PROBLEM REQUIREMENTS.
Repeat the lines exactly from the line that contains "What Svelte 5" through the line that contains "const gear = gearPath(11, 11, 11, 8, 4.4, 8);"; leave images out and add nothing.

PROVIDED MATERIAL.
begin

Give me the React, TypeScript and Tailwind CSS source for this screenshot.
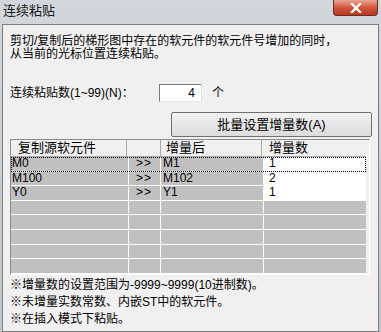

end
begin

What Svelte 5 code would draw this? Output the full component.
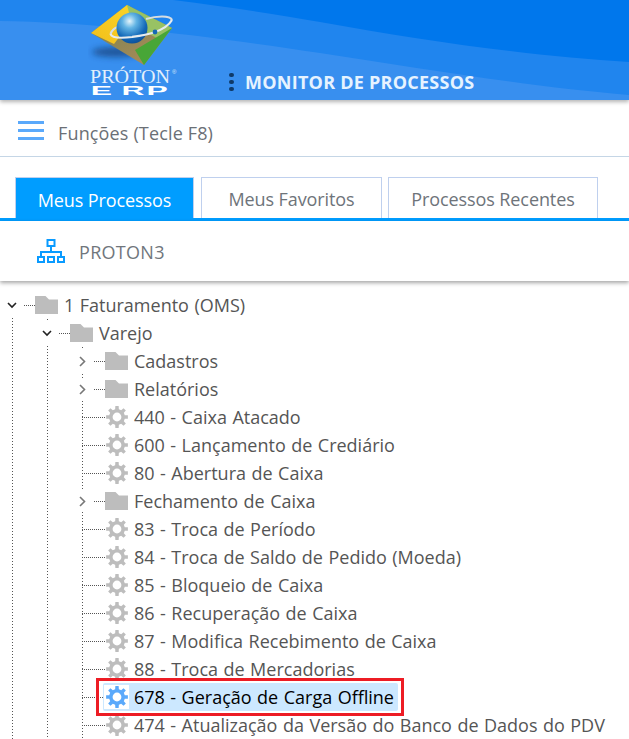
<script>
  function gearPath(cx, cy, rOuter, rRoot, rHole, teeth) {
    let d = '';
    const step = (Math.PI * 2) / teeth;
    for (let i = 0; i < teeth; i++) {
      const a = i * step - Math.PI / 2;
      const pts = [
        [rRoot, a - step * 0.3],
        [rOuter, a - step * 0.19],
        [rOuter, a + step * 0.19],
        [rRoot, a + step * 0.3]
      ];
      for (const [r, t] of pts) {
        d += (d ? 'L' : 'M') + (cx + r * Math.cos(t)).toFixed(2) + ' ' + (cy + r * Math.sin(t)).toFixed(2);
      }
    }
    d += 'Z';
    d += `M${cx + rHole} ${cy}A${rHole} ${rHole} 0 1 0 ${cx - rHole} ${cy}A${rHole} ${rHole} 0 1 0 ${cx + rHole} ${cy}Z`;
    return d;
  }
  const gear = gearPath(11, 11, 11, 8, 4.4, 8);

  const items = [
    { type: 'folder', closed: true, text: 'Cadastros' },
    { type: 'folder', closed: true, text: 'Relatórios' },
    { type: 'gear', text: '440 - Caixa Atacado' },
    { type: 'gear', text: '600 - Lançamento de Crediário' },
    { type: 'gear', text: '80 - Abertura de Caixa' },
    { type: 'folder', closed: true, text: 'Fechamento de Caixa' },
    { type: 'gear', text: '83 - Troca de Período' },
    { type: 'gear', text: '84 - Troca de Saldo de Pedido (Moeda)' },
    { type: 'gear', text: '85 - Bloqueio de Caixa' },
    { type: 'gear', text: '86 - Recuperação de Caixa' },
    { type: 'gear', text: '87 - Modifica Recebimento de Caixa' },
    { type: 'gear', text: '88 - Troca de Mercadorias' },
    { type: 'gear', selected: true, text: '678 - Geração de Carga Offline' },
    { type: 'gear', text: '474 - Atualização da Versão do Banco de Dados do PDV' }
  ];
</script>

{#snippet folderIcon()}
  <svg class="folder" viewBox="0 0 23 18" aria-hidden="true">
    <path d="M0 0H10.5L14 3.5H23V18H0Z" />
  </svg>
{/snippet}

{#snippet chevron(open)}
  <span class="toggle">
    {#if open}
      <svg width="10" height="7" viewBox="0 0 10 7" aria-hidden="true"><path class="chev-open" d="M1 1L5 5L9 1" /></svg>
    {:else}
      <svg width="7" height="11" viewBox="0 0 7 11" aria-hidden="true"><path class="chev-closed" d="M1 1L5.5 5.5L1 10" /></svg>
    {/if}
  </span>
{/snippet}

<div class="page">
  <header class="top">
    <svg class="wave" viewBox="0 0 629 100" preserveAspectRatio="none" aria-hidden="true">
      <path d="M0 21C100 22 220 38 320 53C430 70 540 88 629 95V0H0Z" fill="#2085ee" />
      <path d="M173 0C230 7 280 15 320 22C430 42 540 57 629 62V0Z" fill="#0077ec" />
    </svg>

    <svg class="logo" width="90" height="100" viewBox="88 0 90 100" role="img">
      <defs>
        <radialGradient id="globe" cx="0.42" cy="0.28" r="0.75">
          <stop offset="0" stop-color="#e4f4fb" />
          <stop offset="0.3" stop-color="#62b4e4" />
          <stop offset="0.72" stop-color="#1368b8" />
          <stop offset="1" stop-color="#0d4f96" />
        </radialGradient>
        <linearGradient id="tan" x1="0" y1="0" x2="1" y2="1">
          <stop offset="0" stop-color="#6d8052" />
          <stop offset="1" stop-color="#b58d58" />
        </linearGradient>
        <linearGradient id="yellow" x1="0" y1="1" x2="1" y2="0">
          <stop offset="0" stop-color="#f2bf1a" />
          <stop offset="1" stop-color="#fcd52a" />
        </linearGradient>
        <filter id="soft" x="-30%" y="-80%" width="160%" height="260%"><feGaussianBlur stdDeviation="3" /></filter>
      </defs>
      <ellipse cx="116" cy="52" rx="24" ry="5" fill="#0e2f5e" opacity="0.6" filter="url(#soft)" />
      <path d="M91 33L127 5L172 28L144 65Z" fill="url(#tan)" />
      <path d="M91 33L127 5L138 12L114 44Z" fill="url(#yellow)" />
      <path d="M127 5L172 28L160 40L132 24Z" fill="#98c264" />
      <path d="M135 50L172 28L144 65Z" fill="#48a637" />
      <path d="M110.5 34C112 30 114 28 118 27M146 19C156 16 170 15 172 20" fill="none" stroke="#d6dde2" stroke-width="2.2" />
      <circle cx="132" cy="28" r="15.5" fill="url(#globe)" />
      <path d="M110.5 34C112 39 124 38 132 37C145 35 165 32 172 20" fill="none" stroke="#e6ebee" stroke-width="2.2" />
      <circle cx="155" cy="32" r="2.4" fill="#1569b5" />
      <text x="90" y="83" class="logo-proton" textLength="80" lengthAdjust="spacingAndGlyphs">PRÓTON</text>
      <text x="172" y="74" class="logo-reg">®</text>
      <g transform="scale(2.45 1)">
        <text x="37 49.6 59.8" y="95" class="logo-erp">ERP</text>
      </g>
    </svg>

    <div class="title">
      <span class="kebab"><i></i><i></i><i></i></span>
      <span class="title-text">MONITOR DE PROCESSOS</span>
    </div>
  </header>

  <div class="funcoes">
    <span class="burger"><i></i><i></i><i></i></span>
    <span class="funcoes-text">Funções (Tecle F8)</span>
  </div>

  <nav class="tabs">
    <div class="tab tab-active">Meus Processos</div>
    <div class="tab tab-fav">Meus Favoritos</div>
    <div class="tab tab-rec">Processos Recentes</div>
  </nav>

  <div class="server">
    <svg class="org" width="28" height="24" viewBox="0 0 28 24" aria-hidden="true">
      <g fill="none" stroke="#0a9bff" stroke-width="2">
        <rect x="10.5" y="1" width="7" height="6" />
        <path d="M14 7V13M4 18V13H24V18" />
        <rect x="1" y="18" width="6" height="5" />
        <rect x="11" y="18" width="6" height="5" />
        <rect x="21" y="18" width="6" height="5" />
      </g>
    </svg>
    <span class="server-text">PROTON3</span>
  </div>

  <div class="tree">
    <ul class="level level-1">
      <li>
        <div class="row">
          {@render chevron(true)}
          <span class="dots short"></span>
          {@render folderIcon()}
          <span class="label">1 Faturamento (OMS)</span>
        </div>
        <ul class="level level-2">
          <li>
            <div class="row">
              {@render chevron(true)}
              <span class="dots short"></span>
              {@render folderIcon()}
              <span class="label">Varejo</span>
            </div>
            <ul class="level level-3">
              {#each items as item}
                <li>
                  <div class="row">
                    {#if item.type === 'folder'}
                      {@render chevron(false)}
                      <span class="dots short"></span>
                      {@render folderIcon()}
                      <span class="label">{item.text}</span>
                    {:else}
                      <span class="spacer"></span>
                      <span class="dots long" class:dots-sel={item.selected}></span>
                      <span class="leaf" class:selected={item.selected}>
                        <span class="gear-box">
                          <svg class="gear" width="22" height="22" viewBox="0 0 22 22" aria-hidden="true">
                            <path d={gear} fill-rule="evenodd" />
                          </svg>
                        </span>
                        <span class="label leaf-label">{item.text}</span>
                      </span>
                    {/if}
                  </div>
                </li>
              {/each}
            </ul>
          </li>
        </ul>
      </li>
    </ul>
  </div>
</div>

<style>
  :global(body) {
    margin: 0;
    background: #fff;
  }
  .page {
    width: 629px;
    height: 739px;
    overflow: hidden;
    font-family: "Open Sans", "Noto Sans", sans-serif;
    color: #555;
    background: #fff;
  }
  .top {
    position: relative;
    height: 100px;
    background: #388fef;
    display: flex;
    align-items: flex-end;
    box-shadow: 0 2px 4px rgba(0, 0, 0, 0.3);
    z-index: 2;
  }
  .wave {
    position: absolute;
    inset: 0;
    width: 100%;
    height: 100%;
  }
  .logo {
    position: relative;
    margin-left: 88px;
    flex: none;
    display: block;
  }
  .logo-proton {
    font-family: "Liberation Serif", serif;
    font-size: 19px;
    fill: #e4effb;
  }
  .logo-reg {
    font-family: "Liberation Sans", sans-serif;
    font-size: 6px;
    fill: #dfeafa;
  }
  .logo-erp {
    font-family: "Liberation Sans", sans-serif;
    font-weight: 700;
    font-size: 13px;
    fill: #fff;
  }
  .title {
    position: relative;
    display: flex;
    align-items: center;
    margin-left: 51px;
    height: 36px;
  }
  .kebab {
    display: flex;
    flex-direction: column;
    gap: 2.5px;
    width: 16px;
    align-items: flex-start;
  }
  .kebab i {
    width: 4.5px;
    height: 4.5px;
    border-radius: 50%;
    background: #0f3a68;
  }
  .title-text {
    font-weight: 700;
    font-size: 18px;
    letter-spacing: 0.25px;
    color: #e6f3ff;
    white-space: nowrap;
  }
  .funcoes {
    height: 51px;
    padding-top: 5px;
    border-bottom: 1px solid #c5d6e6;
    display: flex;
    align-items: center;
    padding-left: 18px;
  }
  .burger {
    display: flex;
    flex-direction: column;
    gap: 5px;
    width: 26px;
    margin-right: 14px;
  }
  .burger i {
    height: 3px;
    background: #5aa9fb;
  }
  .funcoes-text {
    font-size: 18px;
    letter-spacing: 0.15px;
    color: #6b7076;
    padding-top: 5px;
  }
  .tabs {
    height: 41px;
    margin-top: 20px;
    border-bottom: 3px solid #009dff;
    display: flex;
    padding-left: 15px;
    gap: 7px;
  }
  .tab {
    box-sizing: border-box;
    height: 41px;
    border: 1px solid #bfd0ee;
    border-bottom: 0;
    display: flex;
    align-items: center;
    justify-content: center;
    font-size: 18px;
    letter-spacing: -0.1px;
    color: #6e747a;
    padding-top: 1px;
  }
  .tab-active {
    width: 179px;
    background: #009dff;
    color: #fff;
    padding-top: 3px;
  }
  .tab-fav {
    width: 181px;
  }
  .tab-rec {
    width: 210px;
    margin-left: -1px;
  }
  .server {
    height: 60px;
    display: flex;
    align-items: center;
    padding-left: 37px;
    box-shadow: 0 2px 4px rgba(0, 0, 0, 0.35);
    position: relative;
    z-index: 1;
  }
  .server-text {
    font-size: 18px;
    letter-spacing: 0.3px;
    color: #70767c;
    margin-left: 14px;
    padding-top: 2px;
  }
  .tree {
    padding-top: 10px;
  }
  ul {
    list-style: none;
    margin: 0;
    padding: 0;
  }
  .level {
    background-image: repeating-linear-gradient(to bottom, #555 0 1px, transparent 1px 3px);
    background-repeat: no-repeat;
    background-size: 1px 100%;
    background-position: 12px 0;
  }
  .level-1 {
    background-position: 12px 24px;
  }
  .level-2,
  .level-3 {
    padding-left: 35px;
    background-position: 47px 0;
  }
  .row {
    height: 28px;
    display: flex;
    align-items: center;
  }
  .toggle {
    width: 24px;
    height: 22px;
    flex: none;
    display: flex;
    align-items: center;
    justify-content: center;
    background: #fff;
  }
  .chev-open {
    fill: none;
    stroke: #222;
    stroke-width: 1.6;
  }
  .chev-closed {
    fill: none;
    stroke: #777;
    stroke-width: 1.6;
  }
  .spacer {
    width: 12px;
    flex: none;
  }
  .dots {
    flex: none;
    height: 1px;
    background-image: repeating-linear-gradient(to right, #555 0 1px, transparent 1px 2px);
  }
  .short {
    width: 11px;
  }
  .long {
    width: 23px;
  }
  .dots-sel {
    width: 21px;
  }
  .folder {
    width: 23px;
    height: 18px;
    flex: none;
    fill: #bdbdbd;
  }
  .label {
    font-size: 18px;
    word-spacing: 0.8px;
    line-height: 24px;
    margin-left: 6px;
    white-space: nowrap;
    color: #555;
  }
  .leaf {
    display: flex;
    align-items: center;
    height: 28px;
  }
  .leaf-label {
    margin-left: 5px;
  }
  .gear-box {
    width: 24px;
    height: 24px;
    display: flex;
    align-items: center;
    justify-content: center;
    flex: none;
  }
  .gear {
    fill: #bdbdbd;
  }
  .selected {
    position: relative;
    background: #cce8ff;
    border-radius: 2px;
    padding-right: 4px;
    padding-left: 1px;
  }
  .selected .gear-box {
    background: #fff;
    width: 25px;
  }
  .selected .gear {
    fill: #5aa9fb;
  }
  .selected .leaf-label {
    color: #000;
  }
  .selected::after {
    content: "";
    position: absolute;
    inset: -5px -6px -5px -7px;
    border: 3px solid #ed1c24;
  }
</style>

end

FULL ANSWER.
What Svelte 5 code would draw this? Output the full component.
<script>
  function gearPath(cx, cy, rOuter, rRoot, rHole, teeth) {
    let d = '';
    const step = (Math.PI * 2) / teeth;
    for (let i = 0; i < teeth; i++) {
      const a = i * step - Math.PI / 2;
      const pts = [
        [rRoot, a - step * 0.3],
        [rOuter, a - step * 0.19],
        [rOuter, a + step * 0.19],
        [rRoot, a + step * 0.3]
      ];
      for (const [r, t] of pts) {
        d += (d ? 'L' : 'M') + (cx + r * Math.cos(t)).toFixed(2) + ' ' + (cy + r * Math.sin(t)).toFixed(2);
      }
    }
    d += 'Z';
    d += `M${cx + rHole} ${cy}A${rHole} ${rHole} 0 1 0 ${cx - rHole} ${cy}A${rHole} ${rHole} 0 1 0 ${cx + rHole} ${cy}Z`;
    return d;
  }
  const gear = gearPath(11, 11, 11, 8, 4.4, 8);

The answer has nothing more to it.